Amanda Seyfried is Valerie, an impossibly beautiful girl for our audience to relate to. When Valerie was young, she killed a rabbit to impress a boy. She mentions early on that she’s never been the good girl her mother and father wanted, but the rest of her character seems pretty solid. Except that she’s engaged to GQ model Henry (Max Irons), but in love with Academy Award eye candy Peter (Shiloh Fernandez). For those of you counting plot ideas, here’s the first one: medieval romance love triangle. However, her village lives in fear of the Wolf, a character so heinous you can hear the capital W. Every full moon, the wolf comes to eat their finest livestock. The night after the movie starts, it kills its first human in years. The men decide to go into the woods and hunt it to kill. Both Henry and Peter are on this expedition. The men are lured into a cave, and, of course, are forced to split up. Henry loses his father to the Wolf, and another man in the village kills a wolf. Gary Oldman shows up, wearing his Sirius Black face as Solomon, and informs the villagers that their wolf that they killed was not the Wolf, for the Wolf is the kind that turns into a man.

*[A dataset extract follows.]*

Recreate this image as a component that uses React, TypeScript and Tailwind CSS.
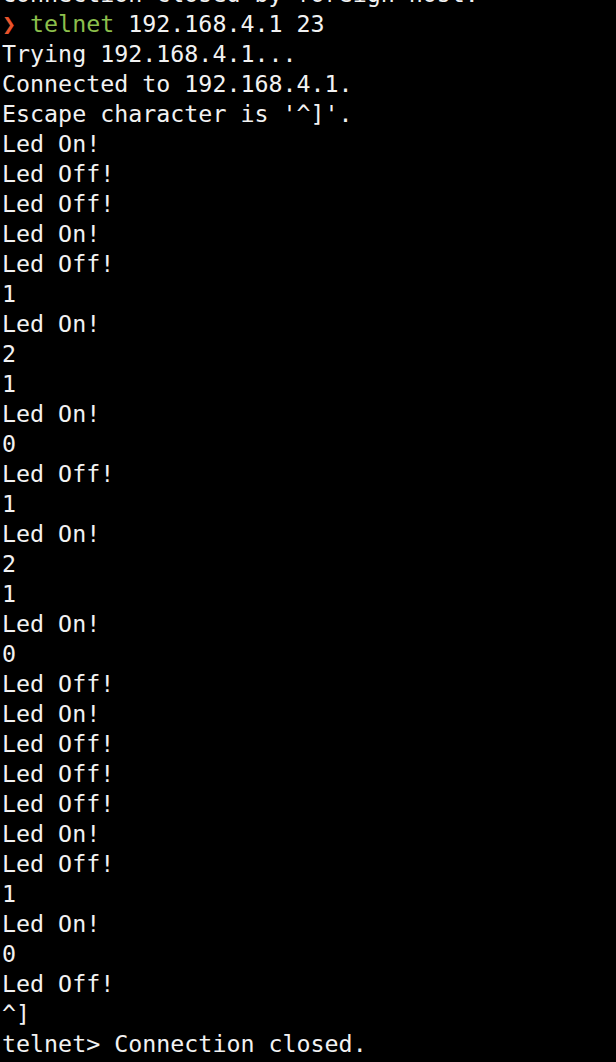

Plot-counter: supernatural thriller and romantic drama. Also, the Wolf lives in the village and is one of their number. Supernatural slasher murder mystery romantic drama. See? First paragraph makes sense now, doesn’t it. I can’t blame Red Riding Hood for trying to do so much. It must be hard growing up as the little screenplay that’s the grim and gritty adaptation of the Disneyfied light and fluffy version of an already grim and gritty tale. You gotta do so much to convince people you’re a grown up screenplay, but you also have to deal with the fact that your author didn’t really want to write you as you were. I get the impression the author strongly and desperately wanted to do a slasher picture, because if I were to judge this movie solely on its slasher plot, it’s one of the better original American horror movies in years. The mystery gets a bit ridiculous at times–the Wolf’s human eyes are brown, but so are the eyes of nearly every single person in this town, rending that clue moot–but it’s tense and exciting throughout. There are reasons for everyone to be a wolf and reasons for everyone not to be, but the final reveal made sense. Is it bad that that surprised me?

Sadly, Red Riding Hood‘s slasher excellence is threaded throughout with the romantic plot between Amanda “HNNNNNNG” Seyfried, Max “GQ Model” Irons and Shiloh “He’s like Keanu Reeves, but not in the good way” Fernandez. I kid Shiloh, he can carry a scene and his few jokes are the best in the movie. There’s an excellent scene where these two impeccably handsome men decide to band together to save the woman they both love. I’d previously said to Ailish that I would watch a feature film of Edward and Jacob from Twilight bickering while achieving a common goal without Bella in sight. And then, out of nowhere, I got that plot. True, there were no “does he own a shirt” lines, but it was still good performance from two guys I suspect were hired specifically to be eye candy. There is no way any of these people were that attractive, but it’s a movie. Roll with it.

At the end of it all, Red Riding Hood is many movies. They can be separated into the supernatural slasher thriller and the medieval chaste teen romance. As a slasher, it’s a surprising movie. It’s smart, it’s original, it might be as good as Let Me In if it got its own platform. That movie is a solid THREE AND A HALF STARS. But the teen romance, while an engaging framework for slasher action, is so very rooted in Twilight. It’s easy to brush it off as entirely awful, but it’s not without merit. It would get TWO AND A HALF STARS.